> **Task details**:
Repeat the material in full. Keep every line exactly as it is.

# Start of Data provided

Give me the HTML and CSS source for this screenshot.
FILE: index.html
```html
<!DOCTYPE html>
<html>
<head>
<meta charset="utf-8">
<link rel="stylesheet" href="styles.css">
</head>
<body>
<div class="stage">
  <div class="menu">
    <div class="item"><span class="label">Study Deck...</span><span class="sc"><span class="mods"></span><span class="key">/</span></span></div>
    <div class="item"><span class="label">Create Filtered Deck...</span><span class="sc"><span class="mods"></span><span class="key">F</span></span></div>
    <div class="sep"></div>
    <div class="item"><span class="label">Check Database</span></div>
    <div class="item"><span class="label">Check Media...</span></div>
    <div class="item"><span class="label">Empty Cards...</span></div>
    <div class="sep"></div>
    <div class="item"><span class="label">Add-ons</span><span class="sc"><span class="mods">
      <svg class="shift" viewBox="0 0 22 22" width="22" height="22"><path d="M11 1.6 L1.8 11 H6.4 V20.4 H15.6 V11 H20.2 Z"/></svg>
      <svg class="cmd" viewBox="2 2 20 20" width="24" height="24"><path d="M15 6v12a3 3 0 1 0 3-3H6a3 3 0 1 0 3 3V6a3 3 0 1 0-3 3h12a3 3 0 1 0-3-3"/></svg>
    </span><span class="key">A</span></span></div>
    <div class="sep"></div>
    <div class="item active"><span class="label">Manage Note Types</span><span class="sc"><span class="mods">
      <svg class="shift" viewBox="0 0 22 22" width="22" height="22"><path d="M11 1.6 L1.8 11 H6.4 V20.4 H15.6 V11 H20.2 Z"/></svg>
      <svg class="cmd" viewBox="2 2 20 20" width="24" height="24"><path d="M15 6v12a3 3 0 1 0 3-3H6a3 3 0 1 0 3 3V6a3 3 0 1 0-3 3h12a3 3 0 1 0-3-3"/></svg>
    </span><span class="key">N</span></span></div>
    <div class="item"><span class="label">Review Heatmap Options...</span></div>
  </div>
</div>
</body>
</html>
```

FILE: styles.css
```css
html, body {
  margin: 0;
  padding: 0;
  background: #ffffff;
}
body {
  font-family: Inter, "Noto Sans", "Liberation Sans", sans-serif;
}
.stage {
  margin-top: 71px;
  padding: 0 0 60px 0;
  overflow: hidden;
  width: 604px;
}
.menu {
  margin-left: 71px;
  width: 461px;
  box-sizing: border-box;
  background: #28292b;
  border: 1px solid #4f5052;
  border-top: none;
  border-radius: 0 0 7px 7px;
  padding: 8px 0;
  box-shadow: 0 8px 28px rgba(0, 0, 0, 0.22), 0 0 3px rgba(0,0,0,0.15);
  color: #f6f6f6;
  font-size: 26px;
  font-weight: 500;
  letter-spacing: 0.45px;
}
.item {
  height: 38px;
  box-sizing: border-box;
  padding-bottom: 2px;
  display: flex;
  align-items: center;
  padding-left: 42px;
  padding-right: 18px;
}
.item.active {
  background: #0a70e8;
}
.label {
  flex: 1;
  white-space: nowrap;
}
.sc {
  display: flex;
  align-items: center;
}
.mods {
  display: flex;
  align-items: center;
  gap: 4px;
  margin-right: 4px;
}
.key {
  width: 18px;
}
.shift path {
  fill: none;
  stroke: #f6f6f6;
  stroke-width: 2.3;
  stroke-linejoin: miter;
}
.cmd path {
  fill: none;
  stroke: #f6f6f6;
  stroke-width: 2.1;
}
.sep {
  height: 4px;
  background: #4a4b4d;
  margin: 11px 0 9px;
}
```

# End of Data provided

> **Expected answer**:
Give me the HTML and CSS source for this screenshot.
FILE: index.html
```html
<!DOCTYPE html>
<html>
<head>
<meta charset="utf-8">
<link rel="stylesheet" href="styles.css">
</head>
<body>
<div class="stage">
  <div class="menu">
    <div class="item"><span class="label">Study Deck...</span><span class="sc"><span class="mods"></span><span class="key">/</span></span></div>
    <div class="item"><span class="label">Create Filtered Deck...</span><span class="sc"><span class="mods"></span><span class="key">F</span></span></div>
    <div class="sep"></div>
    <div class="item"><span class="label">Check Database</span></div>
    <div class="item"><span class="label">Check Media...</span></div>
    <div class="item"><span class="label">Empty Cards...</span></div>
    <div class="sep"></div>
    <div class="item"><span class="label">Add-ons</span><span class="sc"><span class="mods">
      <svg class="shift" viewBox="0 0 22 22" width="22" height="22"><path d="M11 1.6 L1.8 11 H6.4 V20.4 H15.6 V11 H20.2 Z"/></svg>
      <svg class="cmd" viewBox="2 2 20 20" width="24" height="24"><path d="M15 6v12a3 3 0 1 0 3-3H6a3 3 0 1 0 3 3V6a3 3 0 1 0-3 3h12a3 3 0 1 0-3-3"/></svg>
    </span><span class="key">A</span></span></div>
    <div class="sep"></div>
    <div class="item active"><span class="label">Manage Note Types</span><span class="sc"><span class="mods">
      <svg class="shift" viewBox="0 0 22 22" width="22" height="22"><path d="M11 1.6 L1.8 11 H6.4 V20.4 H15.6 V11 H20.2 Z"/></svg>
      <svg class="cmd" viewBox="2 2 20 20" width="24" height="24"><path d="M15 6v12a3 3 0 1 0 3-3H6a3 3 0 1 0 3 3V6a3 3 0 1 0-3 3h12a3 3 0 1 0-3-3"/></svg>
    </span><span class="key">N</span></span></div>
    <div class="item"><span class="label">Review Heatmap Options...</span></div>
  </div>
</div>
</body>
</html>
```

FILE: styles.css
```css
html, body {
  margin: 0;
  padding: 0;
  background: #ffffff;
}
body {
  font-family: Inter, "Noto Sans", "Liberation Sans", sans-serif;
}
.stage {
  margin-top: 71px;
  padding: 0 0 60px 0;
  overflow: hidden;
  width: 604px;
}
.menu {
  margin-left: 71px;
  width: 461px;
  box-sizing: border-box;
  background: #28292b;
  border: 1px solid #4f5052;
  border-top: none;
  border-radius: 0 0 7px 7px;
  padding: 8px 0;
  box-shadow: 0 8px 28px rgba(0, 0, 0, 0.22), 0 0 3px rgba(0,0,0,0.15);
  color: #f6f6f6;
  font-size: 26px;
  font-weight: 500;
  letter-spacing: 0.45px;
}
.item {
  height: 38px;
  box-sizing: border-box;
  padding-bottom: 2px;
  display: flex;
  align-items: center;
  padding-left: 42px;
  padding-right: 18px;
}
.item.active {
  background: #0a70e8;
}
.label {
  flex: 1;
  white-space: nowrap;
}
.sc {
  display: flex;
  align-items: center;
}
.mods {
  display: flex;
  align-items: center;
  gap: 4px;
  margin-right: 4px;
}
.key {
  width: 18px;
}
.shift path {
  fill: none;
  stroke: #f6f6f6;
  stroke-width: 2.3;
  stroke-linejoin: miter;
}
.cmd path {
  fill: none;
  stroke: #f6f6f6;
  stroke-width: 2.1;
}
.sep {
  height: 4px;
  background: #4a4b4d;
  margin: 11px 0 9px;
}
```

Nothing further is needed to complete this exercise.